Hindu wedding that she insists upon, and expects other desis to

follow. And yet, traditional as Amit’s mother is in terms of cultural

and religious devotions, Jas also notices that she is a materialist,

and shares materialism with her desi friends. As Jas speculates,

“[s]he could go to bed that nite feelin in her heart an in her soul

that both God an her high-society satsang guests had been

impressed by how she displayed her devotion to the finest furniture

an forks an stuff that her husband’s money could buy” (2006a: 79).

Here, by juxtaposing the devotion of Amit’s mother to the finest

furniture with that to God, and comparing her high society guests

to satsang, namely “spiritual gathering for communal worship”

(2006a: 340), Jas, as the narrator of the novel, leads the reader to

see that, for first-generation Indian immigrants like Amit’s mother,

a sense of belonging to the community comes not only from

cultural and religious practices but also from materialist worship.

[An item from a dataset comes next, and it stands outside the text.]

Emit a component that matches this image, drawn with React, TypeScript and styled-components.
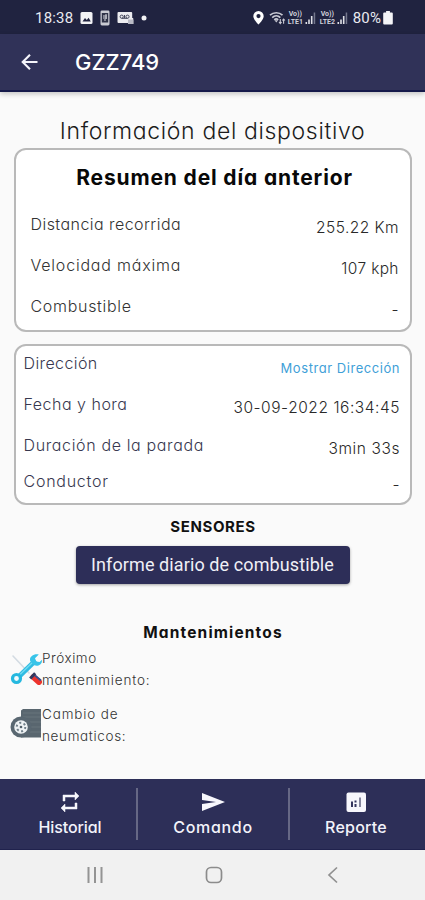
import React from "react";
import styled, { createGlobalStyle } from "styled-components";

const GlobalStyle = createGlobalStyle`
  * { box-sizing: border-box; }
  html, body { margin: 0; padding: 0; background: #fafafa; }
  body {
    font-family: Inter, "Open Sans", sans-serif;
    font-feature-settings: "cv11" 1;
    overflow: hidden;
  }
`;

const Screen = styled.div`
  width: 425px;
  height: 900px;
  display: flex;
  flex-direction: column;
  background: #fafafa;
`;

const StatusBar = styled.header`
  height: 34px;
  flex: none;
  display: flex;
  align-items: center;
  justify-content: space-between;
  padding: 1px 32px 0 35px;
  background: #202340;
  color: #e9eaf0;
  font: 400 15px/18px Roboto, sans-serif;
`;

const StatusGroup = styled.div<{ $gap: number }>`
  display: flex;
  align-items: center;
  gap: ${(p) => p.$gap}px;
`;

const StatusText = styled.span<{ $spacing: number }>`
  letter-spacing: ${(p) => p.$spacing}px;
`;

const Lte = styled.span`
  width: 17px;
  display: flex;
  flex-direction: column;
  align-items: center;
  font: 700 7px/8px Roboto, sans-serif;
  white-space: nowrap;
  color: #cfd0da;
`;

const AppBar = styled.div`
  height: 58px;
  flex: none;
  display: flex;
  align-items: center;
  gap: 37px;
  padding: 2px 21px 2px;
  background: #303258;
  border-bottom: 2px solid #15194a;
  box-shadow: 0 2px 5px rgba(0, 0, 0, 0.22);
  color: #fff;
`;

const PlateTitle = styled.h1`
  margin: 0;
  font-size: 22px;
  font-weight: 500;
  line-height: 28px;
`;

const Content = styled.main`
  flex: 1;
  display: flex;
  flex-direction: column;
  align-items: center;
  padding-top: 26px;
`;

const Heading = styled.h2`
  margin: 0 0 3px;
  font-size: 23px;
  font-weight: 300;
  line-height: 27px;
  letter-spacing: 0.65px;
  color: #1c1c1c;
  white-space: nowrap;
`;

const Card = styled.section<{ $height: number; $pad: string }>`
  width: 398px;
  height: ${(p) => p.$height}px;
  margin-bottom: 12px;
  padding: ${(p) => p.$pad};
  border: 2px solid #b9b9b9;
  border-radius: 12px;
  background: #fff;
`;

const CardTitle = styled.h3`
  margin: 0 0 23px;
  font-size: 21px;
  font-weight: 700;
  line-height: 26px;
  letter-spacing: 0.85px;
  text-align: center;
  color: #080808;
  white-space: nowrap;
`;

const Row = styled.div<{ $height: number }>`
  height: ${(p) => p.$height}px;
  display: flex;
  justify-content: space-between;
  align-items: flex-start;
  white-space: nowrap;
`;

const Label = styled.span<{ $navy?: boolean; $spacing: number }>`
  font-size: 16px;
  font-weight: ${(p) => (p.$navy ? 350 : 300)};
  line-height: 20px;
  letter-spacing: ${(p) => p.$spacing}px;
  color: ${(p) => (p.$navy ? "#38384f" : "#333")};
`;

const Value = styled.span<{ $spacing: number; $link?: boolean }>`
  margin-top: ${(p) => (p.$link ? 5 : 4)}px;
  margin-right: ${(p) => -p.$spacing}px;
  font-size: ${(p) => (p.$link ? 13 : 15.5)}px;
  font-weight: ${(p) => (p.$link ? 400 : 300)};
  line-height: 20px;
  letter-spacing: ${(p) => p.$spacing}px;
  color: ${(p) => (p.$link ? "#3f9fd8" : "#292929")};
`;

const SectionTitle = styled.h4<{ $size: number; $spacing: number }>`
  margin: 0;
  padding-left: 1px;
  font-size: ${(p) => p.$size}px;
  font-weight: 650;
  line-height: 20px;
  letter-spacing: ${(p) => p.$spacing}px;
  color: #111;
`;

const ReportButton = styled.button`
  width: 274px;
  height: 38px;
  margin: 9px 0 39px;
  padding: 0;
  border: 0;
  border-radius: 4px;
  background: #2d2e58;
  box-shadow: 0 1px 3px rgba(0, 0, 0, 0.35);
  color: #f0f0f6;
  font: 400 18px/38px Roboto, sans-serif;
  letter-spacing: 0.1px;
  white-space: nowrap;
`;

const MaintenanceList = styled.ul`
  width: 100%;
  margin: 4px 0 0;
  padding: 0 0 0 10px;
  list-style: none;
`;

const MaintenanceItem = styled.li`
  height: 56px;
  display: flex;
  align-items: flex-start;
  svg { margin-top: 6px; flex: none; }
`;

const MaintenanceText = styled.span`
  display: flex;
  flex-direction: column;
  font-size: 13.5px;
  font-weight: 350;
  line-height: 22px;
  color: #333;
`;

const Line = styled.span<{ $spacing: number }>`
  letter-spacing: ${(p) => p.$spacing}px;
`;

const BottomNav = styled.nav`
  height: 71px;
  flex: none;
  display: grid;
  grid-template-columns: 136px 2px 150px 2px 135px;
  align-items: center;
  background: #2d2f58;
  border-bottom: 1px solid #20224d;
`;

const NavItem = styled.a<{ $spacing: number; $shift?: number }>`
  display: flex;
  flex-direction: column;
  align-items: center;
  gap: 2px;
  padding-bottom: 1px;
  padding-left: ${(p) => Math.max(p.$shift ?? 0, 0)}px;
  padding-right: ${(p) => Math.max(-(p.$shift ?? 0), 0)}px;
  font-size: 16px;
  font-weight: 500;
  line-height: 22px;
  letter-spacing: ${(p) => p.$spacing}px;
  color: #f3f3fa;
`;

const Divider = styled.span`
  width: 2px;
  height: 52px;
  background: #666885;
`;

const SystemBar = styled.footer`
  height: 50px;
  flex: none;
  display: grid;
  grid-template-columns: 190px 48px 190px;
  justify-content: center;
  align-items: center;
  justify-items: center;
  padding-left: 3px;
  background: #f1f1f1;
`;

const PictureIcon = () => (
  <svg width="13" height="12" viewBox="0 0 13 12">
    <rect x=".5" width="12" height="12" rx="1.5" fill="#f2f2f5" />
    <path d="M2.5 9.5 5 6l1.8 2.1L8.6 5.8l2.2 3.7z" fill="#202340" />
  </svg>
);

const PhoneIcon = () => (
  <svg width="10" height="16" viewBox="0 0 10 16">
    <rect x=".5" y=".5" width="9" height="15" rx="1.4" fill="#c9cad2" />
    <rect x="1.8" y="3" width="6.4" height="9.5" fill="#303348" />
    <path d="M3 6h4M3 8h4M4 10h2M6 4v5" stroke="#d4d5dc" strokeWidth="1" />
  </svg>
);

const VoicemailIcon = () => (
  <svg width="17" height="14" viewBox="0 0 17 14">
    <path d="M1.5 1h12.7a1 1 0 0 1 1 1v5h1v6h-5v-1H1.5a1 1 0 0 1-1-1V2a1 1 0 0 1 1-1z" fill="#ececf0" />
    <g fill="none" stroke="#44475c" strokeWidth="1">
      <circle cx="4.7" cy="5.7" r="1.6" />
      <circle cx="10.5" cy="5.7" r="1.6" />
      <path d="M4.7 7.3h5.8M7.5 4v3" />
    </g>
    <path d="M11 8.5h5.5V13H11z" fill="#b9bac5" />
  </svg>
);

const DotIcon = () => (
  <svg width="6" height="6" viewBox="0 0 6 6"><circle cx="3" cy="3" r="2.5" fill="#f2f2f5" /></svg>
);

const PinIcon = () => (
  <svg width="11" height="14" viewBox="0 0 11 14">
    <path fillRule="evenodd" d="M5.5 0A5.2 5.2 0 0 0 .3 5.2C.3 8.6 5.5 13.5 5.5 13.5s5.2-4.9 5.2-8.3A5.2 5.2 0 0 0 5.5 0zm0 3a2.1 2.1 0 1 1 0 4.2 2.1 2.1 0 0 1 0-4.2z" fill="#fff" />
  </svg>
);

const WifiIcon = () => (
  <svg width="17" height="14" viewBox="0 0 17 14" fill="none" stroke="#c9cad4">
    <path d="M1 4.200c3.500-3.300 9-3.300 12.500 0M3.200 6.600c2.300-2.200 5.800-2.200 8.100 0M5.300 8.800c1.100-1.100 2.800-1.100 3.900 0" strokeWidth="1.7" />
    <path d="M5.5 9.300h3.600L7.300 11.500z" fill="#c9cad4" stroke="none" />
    <path d="M11.300 8v4.500M10 11l1.300 1.600L12.600 11M14.600 12.700V8M13.300 9.500 14.600 8l1.300 1.500" strokeWidth="1.1" />
  </svg>
);

const SignalIcon = () => (
  <svg width="11" height="13" viewBox="0 0 11 13">
    <path d="M.5 11h1.6v2H.5zM3.2 8.5h1.6V13H3.2z" fill="#dfe0e6" />
    <path d="M5.9 5h1.6v8H5.9z" fill="#dfe0e6" />
    <path d="M8.7 1.500h1.500V13H8.700z" fill="#74778c" />
  </svg>
);

const BatteryIcon = () => (
  <svg width="10" height="14" viewBox="0 0 10 14">
    <path d="M3.1 0h3.8v1.500h1.900a1 1 0 0 1 1 1V12.500a1 1 0 0 1-1 1H1.200a1 1 0 0 1-1-1v-10a1 1 0 0 1 1-1h1.900z" fill="#f4f4f7" />
  </svg>
);

const BackArrow = () => (
  <svg width="17" height="18" viewBox="0 0 17 18" fill="none" stroke="#f4f4fa" strokeWidth="2.1">
    <path d="M16.500 9H2M9 1.700 1.700 9 9 16.300" />
  </svg>
);

const ToolsIcon = () => (
  <svg width="32" height="32" viewBox="0 0 32 32">
    <path d="m3 3 16 17" stroke="#d3dbe2" strokeWidth="1.6" strokeLinecap="round" />
    <path d="M8.500 24 25.500 7.500" stroke="#31bce2" strokeWidth="5" />
    <path d="m10 21.500 13-12.500" stroke="#72dcf2" strokeWidth="1.3" />
    <circle cx="6.5" cy="25.5" r="4" fill="#f4fbfd" stroke="#25b8df" strokeWidth="3.2" />
    <path d="M28.800 1.500 25 5.200l1.300 3.200 3.300.5 2.400-2.200c.3 5-4.200 7-7.700 5.500l-4-4C18.800 4.500 23 .3 28.800 1.500z" fill="#38c4e9" />
    <path d="m23.500 24 5.500 5" stroke="#ed332d" strokeWidth="6" strokeLinecap="round" />
    <path d="m20.200 25.500 5-5.200" stroke="#30395f" strokeWidth="3" />
    <path d="m25 22.500 6 5" stroke="#34508f" strokeWidth="1.8" />
  </svg>
);

const TireIcon = () => (
  <svg width="32" height="30" viewBox="0 0 32 30">
    <path d="M11 1.500 13 0h18v28.500H11z" fill="#59666f" />
    <path d="M13 4h18M13 8h18M20 13h11M21 18h10M20 23h11" stroke="#69757d" strokeWidth="1.2" />
    <circle cx="11" cy="18" r="10.5" fill="#596771" />
    <circle cx="11" cy="18" r="6.8" fill="#eef2f4" />
    <circle cx="11" cy="18" r="4.3" fill="none" stroke="#71808a" strokeWidth="2" strokeDasharray="2 2.5" />
    <circle cx="11" cy="18" r="1.3" fill="#53616b" />
  </svg>
);

const RepeatIcon = () => (
  <svg width="24" height="24" viewBox="0 0 24 24" fill="#f7f7fc">
    <path d="M7 7h10v3l4-4-4-4v3H5v6h2V7zm10 10H7v-3l-4 4 4 4v-3h12v-6h-2v4z" stroke="#f7f7fc" strokeWidth=".5" />
  </svg>
);

const SendIcon = () => (
  <svg width="24" height="24" viewBox="0 0 24 24" fill="#f7f7fc">
    <path d="M1 21 24 12 1 3v7l14 2-14 2z" />
  </svg>
);

const ChartIcon = () => (
  <svg width="24" height="24" viewBox="0 0 24 24">
    <rect x="2.5" y="2.5" width="19.5" height="19.5" rx="2" fill="#f7f7fc" />
    <path d="M7 11.500h2V17H7zM10.500 14h2v3h-2zM10.500 10.500h2v2h-2z" fill="#35365e" />
    <path d="M15 7.500h2V17h-2z" fill="#85869d" />
  </svg>
);

const RecentsIcon = () => (
  <svg width="18" height="18" viewBox="0 0 18 18" stroke="#949494" strokeWidth="2"><path d="M2.500 1v16M9 1v16M15.500 1v16" /></svg>
);

const HomeIcon = () => (
  <svg width="18" height="18" viewBox="0 0 18 18"><rect x="1.5" y="1.5" width="15" height="15" rx="4.5" fill="none" stroke="#8c8c8c" strokeWidth="1.7" /></svg>
);

const BackIcon = () => (
  <svg width="12" height="18" viewBox="0 0 12 18" fill="none" stroke="#909090" strokeWidth="1.7"><path d="M10 1.500 2 9l8 7.500" /></svg>
);

export default function App() {
  return (
    <>
      <GlobalStyle />
      <Screen>
        <StatusBar>
          <StatusGroup $gap={7}>
            <StatusText $spacing={0.2}>18:38</StatusText>
            <PictureIcon />
            <PhoneIcon />
            <VoicemailIcon />
            <DotIcon />
          </StatusGroup>
          <StatusGroup $gap={5}>
            <PinIcon />
            <StatusGroup $gap={3}>
              <StatusGroup $gap={1}><WifiIcon /><Lte><span>Vo))</span><span>LTE1</span></Lte><SignalIcon /></StatusGroup>
              <StatusGroup $gap={1}><Lte><span>Vo))</span><span>LTE2</span></Lte><SignalIcon /></StatusGroup>
            </StatusGroup>
            <StatusGroup $gap={2}><StatusText $spacing={0.1}>80%</StatusText><BatteryIcon /></StatusGroup>
          </StatusGroup>
        </StatusBar>
        <AppBar>
          <BackArrow />
          <PlateTitle>GZZ749</PlateTitle>
        </AppBar>
        <Content>
          <Heading>Información del dispositivo</Heading>
          <Card $height={184} $pad="15px 11px 0 15px">
            <CardTitle>Resumen del día anterior</CardTitle>
            <Row $height={41}><Label $spacing={0.45}>Distancia recorrida</Label><Value $spacing={0.45}>255.22 Km</Value></Row>
            <Row $height={41}><Label $spacing={0.8}>Velocidad máxima</Label><Value $spacing={0.35}>107 kph</Value></Row>
            <Row $height={41}><Label $spacing={0.7}>Combustible</Label><Value $spacing={0}>-</Value></Row>
          </Card>
          <Card $height={161} $pad="7px 10px 0 8px">
            <Row $height={41}><Label $navy $spacing={0.4}>Dirección</Label><Value $link $spacing={0.55}>Mostrar Dirección</Value></Row>
            <Row $height={41}><Label $navy $spacing={0.5}>Fecha y hora</Label><Value $spacing={0.55}>30-09-2022 16:34:45</Value></Row>
            <Row $height={36}><Label $navy $spacing={0.64}>Duración de la parada</Label><Value $spacing={0.6}>3min 33s</Value></Row>
            <Row $height={30}><Label $navy $spacing={0.75}>Conductor</Label><Value $spacing={0}>-</Value></Row>
          </Card>
          <SectionTitle $size={15} $spacing={0.6}>SENSORES</SectionTitle>
          <ReportButton>Informe diario de combustible</ReportButton>
          <SectionTitle $size={15.5} $spacing={1.15}>Mantenimientos</SectionTitle>
          <MaintenanceList>
            <MaintenanceItem>
              <ToolsIcon />
              <MaintenanceText><Line $spacing={0.55}>Próximo</Line><Line $spacing={0.8}>mantenimiento:</Line></MaintenanceText>
            </MaintenanceItem>
            <MaintenanceItem>
              <TireIcon />
              <MaintenanceText><Line $spacing={0.85}>Cambio de</Line><Line $spacing={0.65}>neumaticos:</Line></MaintenanceText>
            </MaintenanceItem>
          </MaintenanceList>
        </Content>
        <BottomNav>
          <NavItem $spacing={-0.1} $shift={4}><RepeatIcon />Historial</NavItem>
          <Divider />
          <NavItem $spacing={0.7}><SendIcon />Comando</NavItem>
          <Divider />
          <NavItem $spacing={0.25} $shift={-3}><ChartIcon />Reporte</NavItem>
        </BottomNav>
        <SystemBar>
          <RecentsIcon />
          <HomeIcon />
          <BackIcon />
        </SystemBar>
      </Screen>
    </>
  );
}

Likewise, and to an even greater degree, for the British-born

second- and third-generations of immigrants like Hardjit, Amit,

and Ravi, their shared values and distinctive ways of life in the

enclave are not entirely based on ethnicity or religion. With respect

to cultural traditions, they even come into conflict with the first

generation. Arun, for example, most unfortunately dies of an

aspirin overdose at the end of the novel because he has a mental

breakdown trying to deal with his “complicated family-related

shit,” which in part results from his mother’s insistence on

traditional Hindu wedding customs, and his more “Westernized”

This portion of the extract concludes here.